What are some very specific events and historical developments that contributed to this now problematic unstable...

What are some very specific events and historical developments that contributed to this now problematic unstable, nationalist, and anti-west state of the Middle East?

The Iranian Revolution basically started it.

The spread of Islam

The establishment of Western model armies with officers trained in Europe at a time when nationalism was spreading like wildfire.

The consolidation of several Ottoman provinces into large states with one region declared supreme over all others.

Rapid urbanization and population growth due to the green revolution creating economic problems.

Proxy wars fought between the US and Russia, and also Saudi Arabia and Iran.

dissolution of the ottoman empire was a mistake
rather than these guys the middle-east was given to the control of wahhabi bedoins and tribal leaders

Biggest one would be the nonsensical borders established post-WWI including, predominately, Saudi Arabia. British and American influence peddling in Iran was the second biggest mistake, Support of Israel the third.

The Eternal Anglo, of course

It's a shit show, but it all started with the fall of the Ottoman Empire

It goes back much further than WW2 or the Ottomans.

Arabs would not rule themselves from the 10th century--when the empires founded by Muhammad's generals fell--until right up to the 20th century. Nearly one thousand years in which regular Arabs were excluded from power in the Middle East, instead ruled by a series of outsiders; Kurds, Persians, Turks (predominantly), and the British/French.

The Turks may have been Muslim but they still considered themselves wholly different from the Arabs they ruled over, and most Ottoman citadels were built more for segregation than defense. When the Saudis demolished the Ottoman citadel overlooking Mecca recently, that was used partially as justification; it had been built to keep Wahhabi Arabs out of Mecca.

"Anti-West" sentiment is just the latest iteration of their contempt for anything even tangentially reminiscent of foreign domination and Arab subjugation. They're also very keen to apply it to each other, for example during the Reconquista;

>Ibn Khaldûn, for instance, labeled them “weak-minded,” a people who had lost their group feeling, instinct for cooperation, and ability to take power as a result of the annihilation of their Arab Dynasty. According to his words, the Spanish Muslims had been enslaved by tyranny and become used to being humiliated. Ibn Khaldûn pushed his analysis further: “The [Muslim] Spaniards are found to assimilate themselves to the [Christian] Galician nations in their dress, their emblems and most of their customs and conditions. This goes so far that they even draw pictures on the walls and have them in buildings and houses. The intelligent observer will draw from this the conclusion that it is a sign of being dominated by others.”

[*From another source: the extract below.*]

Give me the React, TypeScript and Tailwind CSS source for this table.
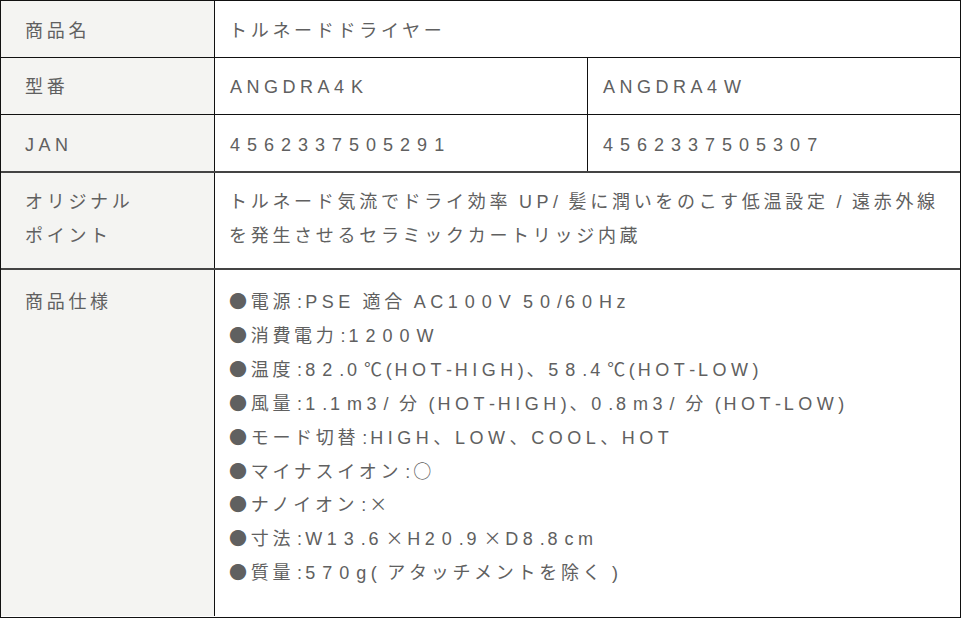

Israel wants to destabilize the region for its own benefit

Their anti-Western (anti-Christendom) sentiment is long standing and comes from Muhammad himself through the Quran and Islam. The Arab (Bedouins) were not native to the Levant before the rise of Islam and the breakout Islam conquests.

Sykes-picot

Bedouin is just an Arabic word for monad. Bedouins can be Arab and non-Arab.

You're pretty uninformed.

The followers of Muhammad were mostly traders and nomads as Muhammad himself was. I was using Bedouin to distinguish the Arabs of the Arabian Peninsula from people who happen to speak Arabic and may not or may not actually be an ethnic Arab.

Pre-Islamic Arabia was full of tons of Christians, jews, and polytheists from the near East. Even the biblical fairytale of Mosses speaks of Arabia

Your phrasing of "anti-Christendom" shows your eurocentric view of everything. That isn't even a phrase, anyway.

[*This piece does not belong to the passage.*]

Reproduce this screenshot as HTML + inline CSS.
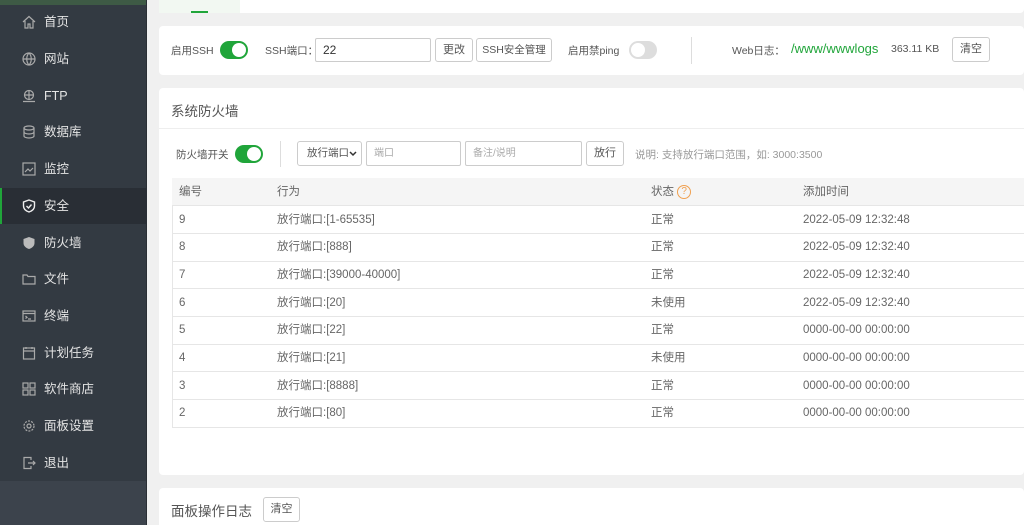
<!DOCTYPE html>
<html><head><meta charset="utf-8"><style>
*{margin:0;padding:0;box-sizing:border-box}
html,body{width:1024px;height:525px;overflow:hidden}
body{background:#f0f0f0;font-family:"Liberation Sans","Noto Sans CJK SC",sans-serif;font-size:11px;color:#555;position:relative}
.a{position:absolute;white-space:nowrap}
#side{left:0;top:0;width:147px;height:525px;background:#3c434c}
#menu{left:0;top:5px;width:147px;height:476px;background:#333a42}
#top{left:0;top:0;width:147px;height:5px;background:#3e5a45}
.mi{position:absolute;left:0;width:147px;height:36px;color:#e4e4e4;font-size:12.5px;line-height:36px;padding-left:44px}
.mi svg{position:absolute;left:22px;top:11px}
.sel{background:#292e35}
.sel:before{content:"";position:absolute;left:0;top:0;width:2px;height:36px;background:#20a53a}
.card{position:absolute;background:#fff;border-radius:4px}
.btn{position:absolute;border:1px solid #ccc;border-radius:3px;background:#fff;color:#555;font-size:11px;text-align:center;white-space:nowrap}
.inp{position:absolute;border:1px solid #ccc;border-radius:2px;background:#fff;padding-left:7px;font-size:11px}
.sw{position:absolute;width:28px;height:18px;border-radius:9px;background:#20a53a}
.sw:after{content:"";position:absolute;right:2px;top:2px;width:14px;height:14px;border-radius:50%;background:#fff}
.sw.off{background:#ddd}
.sw.off:after{left:2px;right:auto}
table{position:absolute;left:172px;top:178px;width:852px;border-collapse:collapse;font-size:11.5px}
td{height:27.7px;border-bottom:1px solid #e6e6e6;color:#666;padding:0;line-height:24px;vertical-align:middle}
tr.h td{background:#f5f5f5;color:#666}
</style></head><body>
<div class="a" id="side"></div>
<div class="a" id="menu"></div>
<div class="a" id="top"></div>
<div class="a" style="left:146px;top:0;width:1px;height:525px;background:#2a2f35"></div>

<div class="mi" style="top:4px"><svg width="14" height="14" viewBox="0 0 14 14" fill="none" stroke="#aaa" stroke-width="1.2"><path d="M1 7L7 1.5 13 7M3 6v7h3v-4h2v4h3V6"/></svg>首页</div>
<div class="mi" style="top:41px"><svg width="14" height="14" viewBox="0 0 14 14" fill="none" stroke="#aaa" stroke-width="1.2"><circle cx="7" cy="7" r="6"/><path d="M1 7h12M7 1c-3 3-3 9 0 12M7 1c3 3 3 9 0 12"/></svg>网站</div>
<div class="mi" style="top:78px"><svg width="14" height="14" viewBox="0 0 14 14" fill="none" stroke="#aaa" stroke-width="1.2"><circle cx="7" cy="6" r="4.5"/><path d="M2.5 6h9M7 1.5v9M1 12.5h12"/></svg>FTP</div>
<div class="mi" style="top:114px"><svg width="14" height="14" viewBox="0 0 14 14" fill="none" stroke="#aaa" stroke-width="1.2"><ellipse cx="7" cy="3" rx="5" ry="2"/><path d="M2 3v8c0 1 2 2 5 2s5-1 5-2V3M2 7c0 1 2 2 5 2s5-1 5-2"/></svg>数据库</div>
<div class="mi" style="top:151px"><svg width="14" height="14" viewBox="0 0 14 14" fill="none" stroke="#aaa" stroke-width="1.2"><rect x="1" y="1" width="12" height="12"/><path d="M3 10l3-3 2 2 3-3"/></svg>监控</div>
<div class="mi sel" style="top:188px"><svg width="14" height="14" viewBox="0 0 14 14" fill="none" stroke="#eee" stroke-width="1.4"><path d="M7 1l5.5 2v4c0 3-2.5 5-5.5 6C4 12 1.5 10 1.5 7V3z"/><path d="M4.5 7l2 2 3-3.5"/></svg>安全</div>
<div class="mi" style="top:225px"><svg width="14" height="14" viewBox="0 0 14 14" fill="#bbb"><path d="M7 1l5.5 2v4c0 3-2.5 5-5.5 6C4 12 1.5 10 1.5 7V3z"/></svg>防火墙</div>
<div class="mi" style="top:261px"><svg width="14" height="14" viewBox="0 0 14 14" fill="none" stroke="#aaa" stroke-width="1.2"><path d="M1 3h4l1 1.5h7V12H1z"/></svg>文件</div>
<div class="mi" style="top:298px"><svg width="14" height="14" viewBox="0 0 14 14" fill="none" stroke="#aaa" stroke-width="1.2"><rect x="1" y="2" width="12" height="10"/><path d="M1 4.5h12M3.5 7l1.5 1.3-1.5 1.2M6 10h3"/></svg>终端</div>
<div class="mi" style="top:335px"><svg width="14" height="14" viewBox="0 0 14 14" fill="none" stroke="#aaa" stroke-width="1.2"><rect x="1.5" y="2" width="11" height="11"/><path d="M1.5 5h11M4 1v2M10 1v2"/></svg>计划任务</div>
<div class="mi" style="top:371px"><svg width="14" height="14" viewBox="0 0 14 14" fill="none" stroke="#aaa" stroke-width="1.2"><rect x="1" y="1" width="5" height="5"/><rect x="8" y="1" width="5" height="5"/><rect x="1" y="8" width="5" height="5"/><rect x="8" y="8" width="5" height="5"/></svg>软件商店</div>
<div class="mi" style="top:408px"><svg width="14" height="14" viewBox="0 0 14 14" fill="none" stroke="#aaa" stroke-width="1.2"><circle cx="7" cy="7" r="2"/><circle cx="7" cy="7" r="5" stroke-dasharray="2 1.2"/></svg>面板设置</div>
<div class="mi" style="top:445px"><svg width="14" height="14" viewBox="0 0 14 14" fill="none" stroke="#aaa" stroke-width="1.2"><path d="M9 4V1.5H2v11h7V10M6 7h7M11 5l2 2-2 2"/></svg>退出</div>

<div class="card" style="left:159px;top:-4px;width:865px;height:17px;border-radius:0 0 4px 4px"></div>
<div class="a" style="left:159px;top:0;width:81px;height:13px;background:#f2f8f2"></div>
<div class="a" style="left:191px;top:11px;width:17px;height:2px;background:#20a53a"></div>

<div class="card" style="left:159px;top:26px;width:865px;height:49px"></div>
<div class="a" style="left:171px;top:43px;font-size:10.5px">启用SSH</div>
<div class="sw" style="left:220px;top:41px"></div>
<div class="a" style="left:265px;top:43px;font-size:10.5px">SSH端口：</div>
<div class="inp" style="left:315px;top:38px;width:116px;height:24px;line-height:22px;color:#333;font-size:12px">22</div>
<div class="btn" style="left:435px;top:38px;width:38px;height:24px;line-height:22px">更改</div>
<div class="btn" style="left:476px;top:38px;width:76px;height:24px;line-height:22px;font-size:10.5px">SSH安全管理</div>
<div class="a" style="left:568px;top:43px;font-size:10.5px">启用禁ping</div>
<div class="sw off" style="left:629px;top:41px"></div>
<div class="a" style="left:691px;top:37px;width:1px;height:27px;background:#ddd"></div>
<div class="a" style="left:732px;top:43px;font-size:10.5px">Web日志：</div>
<div class="a" style="left:791px;top:41px;color:#20a53a;font-size:13px">/www/wwwlogs</div>
<div class="a" style="left:891px;top:43px;font-size:10.5px">363.11 KB</div>
<div class="btn" style="left:952px;top:37px;width:38px;height:25px;line-height:23px">清空</div>

<div class="card" style="left:159px;top:88px;width:865px;height:387px"></div>
<div class="a" style="left:171px;top:100px;font-size:13.5px;color:#555">系统防火墙</div>
<div class="a" style="left:159px;top:128px;width:865px;height:1px;background:#eee"></div>
<div class="a" style="left:176px;top:147px;font-size:10.5px">防火墙开关</div>
<div class="sw" style="left:235px;top:145px"></div>
<div class="a" style="left:280px;top:141px;width:1px;height:26px;background:#ddd"></div>
<div class="btn" style="left:297px;top:141px;width:65px;height:25px;line-height:23px;text-align:left;padding-left:9px;font-size:10.5px">放行端口<svg style="position:absolute;right:4px;top:9px" width="8" height="6" viewBox="0 0 8 6"><path d="M1 1l3 3 3-3" fill="none" stroke="#333" stroke-width="1.5"/></svg></div>
<div class="inp" style="left:366px;top:141px;width:95px;height:25px;line-height:23px;color:#aaa;font-size:10px">端口</div>
<div class="inp" style="left:465px;top:141px;width:117px;height:25px;line-height:23px;color:#aaa;font-size:10px">备注/说明</div>
<div class="btn" style="left:586px;top:141px;width:38px;height:25px;line-height:23px">放行</div>
<div class="a" style="left:635px;top:147px;color:#999;font-size:10.5px">说明: 支持放行端口范围，如: 3000:3500</div>

<div class="a" style="left:172px;top:178px;width:1px;height:249px;background:#e6e6e6"></div>
<table>
<tr class="h"><td style="width:98px;padding-left:7px">编号</td><td style="width:374px;padding-left:7px">行为</td><td style="width:151px;padding-left:7px">状态 <span style="display:inline-block;width:14px;height:14px;border:1.2px solid #f0a050;border-radius:50%;color:#f0a050;font-size:10px;text-align:center;line-height:12px;vertical-align:middle">?</span></td><td style="padding-left:8px">添加时间</td></tr>
<tr><td style="padding-left:7px">9</td><td style="padding-left:7px">放行端口:[1-65535]</td><td style="padding-left:7px">正常</td><td style="padding-left:8px">2022-05-09 12:32:48</td></tr>
<tr><td style="padding-left:7px">8</td><td style="padding-left:7px">放行端口:[888]</td><td style="padding-left:7px">正常</td><td style="padding-left:8px">2022-05-09 12:32:40</td></tr>
<tr><td style="padding-left:7px">7</td><td style="padding-left:7px">放行端口:[39000-40000]</td><td style="padding-left:7px">正常</td><td style="padding-left:8px">2022-05-09 12:32:40</td></tr>
<tr><td style="padding-left:7px">6</td><td style="padding-left:7px">放行端口:[20]</td><td style="padding-left:7px">未使用</td><td style="padding-left:8px">2022-05-09 12:32:40</td></tr>
<tr><td style="padding-left:7px">5</td><td style="padding-left:7px">放行端口:[22]</td><td style="padding-left:7px">正常</td><td style="padding-left:8px">0000-00-00 00:00:00</td></tr>
<tr><td style="padding-left:7px">4</td><td style="padding-left:7px">放行端口:[21]</td><td style="padding-left:7px">未使用</td><td style="padding-left:8px">0000-00-00 00:00:00</td></tr>
<tr><td style="padding-left:7px">3</td><td style="padding-left:7px">放行端口:[8888]</td><td style="padding-left:7px">正常</td><td style="padding-left:8px">0000-00-00 00:00:00</td></tr>
<tr><td style="padding-left:7px">2</td><td style="padding-left:7px">放行端口:[80]</td><td style="padding-left:7px">正常</td><td style="padding-left:8px">0000-00-00 00:00:00</td></tr>
</table>

<div class="card" style="left:159px;top:488px;width:865px;height:37px;border-radius:4px 4px 0 0"></div>
<div class="a" style="left:171px;top:500px;font-size:13.5px;color:#555">面板操作日志</div>
<div class="btn" style="left:263px;top:497px;width:37px;height:25px;line-height:23px">清空</div>
</body></html>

>Arabia Felix didn't exist
>Arabia wasn't Hellenic

The name Arabia felix is Latin not Greek

>The term "Fertile Arabia" is a translation of the Latin "Arabia felix." Felix means "fecund, fertile" but also "happy, fortunate, blessed." Arabia Felix was one of three regions into which the Romans divided the Arabian peninsula: Arabia Deserta, Arabia Felix, and Arabia Petraea.

Yes. Not Hellenic, but we're straying from the original point

1916 Sykes Picot - secret agreement that wanted to divide the Ottoman Empire into colonial territories. From this map you can see how important Ataturk is to the Turks - he saved the country from being carved into pieces.

Lawrence of Arabia was a British spy who orchestrated an Arabian rebellion promising them complete independence. They then created countries like Iraq where they put the son of the leader of the rebellion as king, but the country was a 'British mandate', de facto ruled by their oil companies.